Justin Weinberg | Self- and World-Ownership: Rejoinder to Epstein, Palmer, and Feallsanach
G.A. Cohen's argument against the claim that respect for self- ownership entails libertarianism features the imaginary example of "Able and Infirm." Richard Epstein, Tom Palmer, and Am Feallsanach criticize the example, but fail to rescue libertarianism from Cohen's attack. This is due to acmisunderstanding of the role the example plays in Cohen's argument, and to a false belief that the initial ownership status of the world is important for resolving disputes in political philosophy.
Tom G. Palmer | What's Not Wrong with Libertarianism: Reply to Friedman
In his critique of modern libertarian thinking, Jeffrey Friedman (1997) argues that libertarian moral theory makes social science irrelevant. However, if its moral claims are hypothetical rather than categorical imperatives, then economics, history, sociology, and other disciplines play a central role in libertarian thought. Limitations on human knowledge necessitate abstractly formulated rules, among which are claims of rights. Further, Friedman's remarks on freedom rest on an erroneous understanding of the role of definitions in philosophy, and his characterization of the "right to do wrong" as a "logical contradiction" reveals a misunderstanding of logic.

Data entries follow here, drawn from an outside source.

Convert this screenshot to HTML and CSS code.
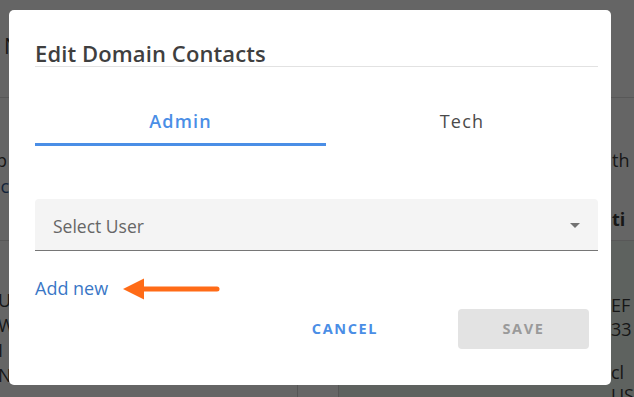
FILE: index.html
```html
<!DOCTYPE html>
<html lang="en">
<head>
<meta charset="utf-8">
<title>Edit Domain Contacts</title>
<link rel="stylesheet" href="styles.css">
</head>
<body>
<div class="page">
  <div class="bg-header"><span class="bg-h1">N</span></div>
  <div class="bg-section">
    <div class="bg-left">
      <div class="bg-line">b</div>
      <div class="bg-line bg-link">ic</div>
    </div>
    <div class="bg-right">
      <div class="bg-line">th</div>
      <div class="bg-line bg-bold">ti</div>
    </div>
  </div>
  <div class="bg-table">
    <div class="bg-cell">
      <div class="bg-line">U</div>
      <div class="bg-line">W</div>
      <div class="bg-line">I</div>
      <div class="bg-line">N</div>
    </div>
    <div class="bg-cell bg-mid"></div>
    <div class="bg-cell bg-green">
      <div class="bg-line">EF</div>
      <div class="bg-line">33</div>
      <div class="bg-line bg-gap">cl</div>
      <div class="bg-line">US</div>
    </div>
  </div>
</div>

<div class="modal">
  <h2 class="title">Edit Domain Contacts</h2>
  <div class="tabs">
    <button class="tab active">Admin</button>
    <button class="tab">Tech</button>
  </div>
  <div class="select">
    <span class="placeholder">Select User</span>
    <span class="caret"></span>
  </div>
  <div class="add-row">
    <a class="add-link">Add new</a>
    <svg class="arrow" width="98" height="22" viewBox="0 0 98 22">
      <line x1="18" y1="11" x2="94" y2="11" stroke="#ff6b17" stroke-width="5" stroke-linecap="round"/>
      <polygon points="0,11 21,0.5 21,21.5" fill="#ff6b17"/>
    </svg>
  </div>
  <div class="actions">
    <button class="btn btn-text">CANCEL</button>
    <button class="btn btn-disabled">SAVE</button>
  </div>
</div>
</body>
</html>
```
FILE: styles.css
```css
* { box-sizing: border-box; }
html, body { margin: 0; padding: 0; }
body {
  width: 634px;
  height: 397px;
  overflow: hidden;
  background: #656565;
  font-family: "Open Sans", "Noto Sans", sans-serif;
  position: relative;
}

/* background page (behind overlay) */
.page { width: 634px; color: #161616; font-size: 18px; }
.bg-header {
  height: 98px;
  border-bottom: 1px solid #585858;
  padding: 31px 0 0 4px;
}
.bg-h1 { font-size: 21px; line-height: 30px; }
.bg-section {
  height: 143px;
  border-bottom: 1px solid #585858;
  display: grid;
  grid-template-columns: 611px 1fr;
  padding-top: 49px;
}
.bg-left { margin-left: -4px; }
.bg-right { padding-left: 1px; }
.bg-section .bg-left .bg-line { line-height: 26px; }
.bg-section .bg-right .bg-line:first-child { line-height: 26px; margin-bottom: 34px; }
.bg-link { color: #13233a; }
.bg-bold { font-weight: 700; }
.bg-table {
  display: grid;
  grid-template-columns: 297px 42px 1fr;
  height: 160px;
}
.bg-cell { padding-top: 47px; }
.bg-cell .bg-line { line-height: 25px; margin-left: -2px; }
.bg-mid { border-left: 1px solid #555; border-right: 1px solid #555; background: #666; }
.bg-green { background: #5e625f; padding-left: 272px; padding-top: 52px; }
.bg-green .bg-line { line-height: 24px; margin-left: 0; }
.bg-green .bg-gap { margin-top: 20px; line-height: 22px; }

/* modal */
.modal {
  position: absolute;
  left: 9px;
  top: 10px;
  width: 602px;
  height: 375px;
  background: #fff;
  border-radius: 5px;
  padding: 30px 13px 0 26px;
  display: flex;
  flex-direction: column;
}
.title {
  margin: 0;
  font-size: 22px;
  font-weight: 600;
  line-height: 26px;
  color: #3f3f3f;
  border-bottom: 1px solid #e2e2e2;
  letter-spacing: 0.1px;
}
.tabs {
  margin-top: 31px;
  display: grid;
  grid-template-columns: 291px 1fr;
}
.tab {
  height: 48px;
  border: none;
  background: none;
  border-bottom: 3px solid transparent;
  font-family: inherit;
  font-size: 18px;
  letter-spacing: 1.2px;
  color: #4a4a4a;
  padding: 0;
  cursor: pointer;
}
.tab.active {
  color: #4a8ee6;
  font-weight: 600;
  border-bottom-color: #4a8ee6;
}
.select {
  margin-top: 53px;
  height: 52px;
  background: #f4f4f4;
  border-radius: 4px 4px 0 0;
  border-bottom: 1px solid #767676;
  display: flex;
  align-items: center;
  justify-content: space-between;
  padding: 2px 18px 0 18px;
}
.placeholder { font-size: 17.5px; color: #666; }
.caret {
  width: 0;
  height: 0;
  border-left: 5px solid transparent;
  border-right: 5px solid transparent;
  border-top: 5px solid #727272;
  margin-top: -1px;
}
.add-row {
  margin-top: 25px;
  height: 24px;
  display: flex;
  align-items: center;
  gap: 15px;
}
.add-link {
  font-size: 18px;
  color: #3a77c6;
  line-height: 24px;
  cursor: pointer;
}
.arrow { display: block; margin-top: 1px; }
.actions {
  margin-top: 9px;
  display: flex;
  justify-content: flex-end;
  align-items: center;
  gap: 65px;
  padding-right: 9px;
}
.btn {
  font-family: inherit;
  font-weight: 700;
  font-size: 14.5px;
  letter-spacing: 1.6px;
  border: none;
  height: 40px;
  border-radius: 4px;
  cursor: pointer;
  padding-bottom: 2px;
}
.btn-text { background: none; color: #4a8ee6; padding: 0 15px 2px 17px; }
.btn-disabled { background: #e3e3e3; color: #9a9a9a; width: 131px; }
```
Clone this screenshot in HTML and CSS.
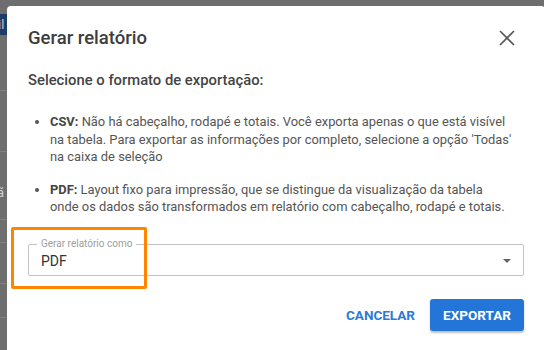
FILE: index.html
```html
<!DOCTYPE html>
<html lang="pt-BR">
<head>
    <meta charset="UTF-8">
    <title>Gerar relatório</title>
    <link rel="stylesheet" href="styles.css">
</head>
<body>
    <div class="page-edge">
        <div class="edge-band">il</div>
        <div class="edge-row r1"></div>
        <div class="edge-row r2"></div>
        <div class="edge-row r3"><span>ã</span></div>
        <div class="edge-row r4"></div>
        <div class="edge-row r5"></div>
        <div class="edge-row r6"></div>
    </div>
    <div class="dialog">
        <div class="dialog-header">
            <h2>Gerar relatório</h2>
            <button class="close" aria-label="Fechar">
                <svg width="16" height="16" viewBox="0 0 16 16">
                    <path d="M1 1 L15 15 M15 1 L1 15" stroke="#555" stroke-width="1.6" fill="none"/>
                </svg>
            </button>
        </div>
        <p class="subtitle">Selecione o formato de exportação:</p>
        <ul class="formats">
            <li><b>CSV:</b> Não há cabeçalho, rodapé e totais. Você exporta apenas o que está visível<br>na tabela. Para exportar as informações por completo, selecione a opção 'Todas'<br>na caixa de seleção</li>
            <li><b>PDF:</b> Layout fixo para impressão, que se distingue da visualização da tabela<br>onde os dados são transformados em relatório com cabeçalho, rodapé e totais.</li>
        </ul>
        <div class="field">
            <span class="field-label">Gerar relatório como</span>
            <span class="field-value">PDF</span>
            <span class="caret"></span>
            <span class="highlight"></span>
        </div>
        <div class="actions">
            <button class="btn-text">CANCELAR</button>
            <button class="btn-primary">EXPORTAR</button>
        </div>
    </div>
</body>
</html>
```

FILE: styles.css
```css
body {
    margin: 0;
    width: 544px;
    height: 350px;
    overflow: hidden;
    background: #6e6e6e;
    display: flex;
    font-family: Roboto, "Liberation Sans", sans-serif;
}
.page-edge {
    flex: 0 0 7px;
    overflow: hidden;
    padding-top: 14px;
}
.edge-band {
    height: 21px;
    background: #1d3c68;
    color: #b9c6d8;
    font-size: 13px;
    line-height: 21px;
    text-indent: -2px;
}
.edge-row {
    border-bottom: 1px solid #808080;
    box-sizing: border-box;
    color: #d0d0d0;
    font-size: 13px;
    text-indent: -3px;
}
.r1 { height: 56px; }
.r2 { height: 61px; }
.r3 { height: 68px; padding-top: 33px; }
.r4 { height: 23px; }
.r5 { height: 41px; }
.r6 { height: 34px; }
.dialog {
    flex: 0 0 538px;
    box-sizing: border-box;
    margin-top: 6px;
    background: #fff;
    border-radius: 4px 4px 0 0;
    padding: 20px 21px;
}
.dialog-header {
    display: flex;
    justify-content: space-between;
    align-items: center;
}
.dialog-header h2 {
    margin: 0;
    font-size: 18.5px;
    line-height: 24px;
    font-weight: 500;
    color: #3d3d3d;
}
.close {
    width: 34px;
    height: 24px;
    padding: 0;
    border: none;
    background: none;
    display: flex;
    align-items: center;
    justify-content: center;
}
.subtitle {
    margin: 20px 0 0;
    font-size: 14.8px;
    line-height: 20px;
    font-weight: 500;
    color: #444;
}
.formats {
    margin: 23px 0 0;
    padding-left: 22px;
    font-size: 12.9px;
    line-height: 17.5px;
    color: #555;
}
.formats li {
    white-space: nowrap;
}
.formats li + li {
    margin-top: 15px;
}
.formats b {
    color: #444;
}
.field {
    position: relative;
    margin-top: 28px;
    height: 32px;
    box-sizing: border-box;
    border: 1px solid #c4c4c4;
    border-radius: 2px;
    display: flex;
    align-items: center;
    padding: 0 12px;
}
.field-label {
    position: absolute;
    left: 8px;
    top: -7px;
    padding: 0 4px;
    background: #fff;
    font-size: 10px;
    line-height: 12px;
    color: #9e9e9e;
}
.field-value {
    flex: 1;
    font-size: 14px;
    color: #333;
    padding-top: 2px;
}
.caret {
    width: 0;
    height: 0;
    border-left: 4px solid transparent;
    border-right: 4px solid transparent;
    border-top: 4px solid #666;
    margin-top: 2px;
}
.highlight {
    position: absolute;
    left: -18px;
    top: -18px;
    width: 136px;
    height: 62px;
    box-sizing: border-box;
    border: 3px solid #ff8400;
    border-radius: 2px;
}
.actions {
    display: flex;
    justify-content: flex-end;
    align-items: center;
    margin-top: 23px;
}
.actions button {
    font-family: Roboto, "Liberation Sans", sans-serif;
    font-size: 13.5px;
    font-weight: 700;
    height: 32px;
    border: none;
    cursor: pointer;
}
.btn-text {
    background: none;
    color: #2a7ad6;
    padding: 0 8px;
    margin-right: 7px;
}
.btn-primary {
    width: 94px;
    background: #2475d8;
    color: #fff;
    border-radius: 3px;
    box-shadow: 0 2px 2px rgba(0, 0, 0, 0.25);
}
```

Jeffrey Friedman | The Libertarian Straddle: Rejoinder to Palmer and Sciabarra
Palmer's defense of libertarianism as consequentialist runs afoul of his own failure to provide any consequentialist reasons for libertarian conclusions, and of his own defense of nonconsequentialist arguments for the intrinsic value of capitalism-cum-negative freedom. As such, Palmer's article exemplifies the parasitic codependency of consequentialist and nonconsequentialist reasoning in libertarian thought. Sciabarra's defense of Ayn Rand's libertarianism is even more problematic, because in addition to the usual defects of libertarianism, Rand adds a commitment to ethical egoism that contradicts both her concern for the consequences of capitalism and her commitment to the rights of everyone, not just herself.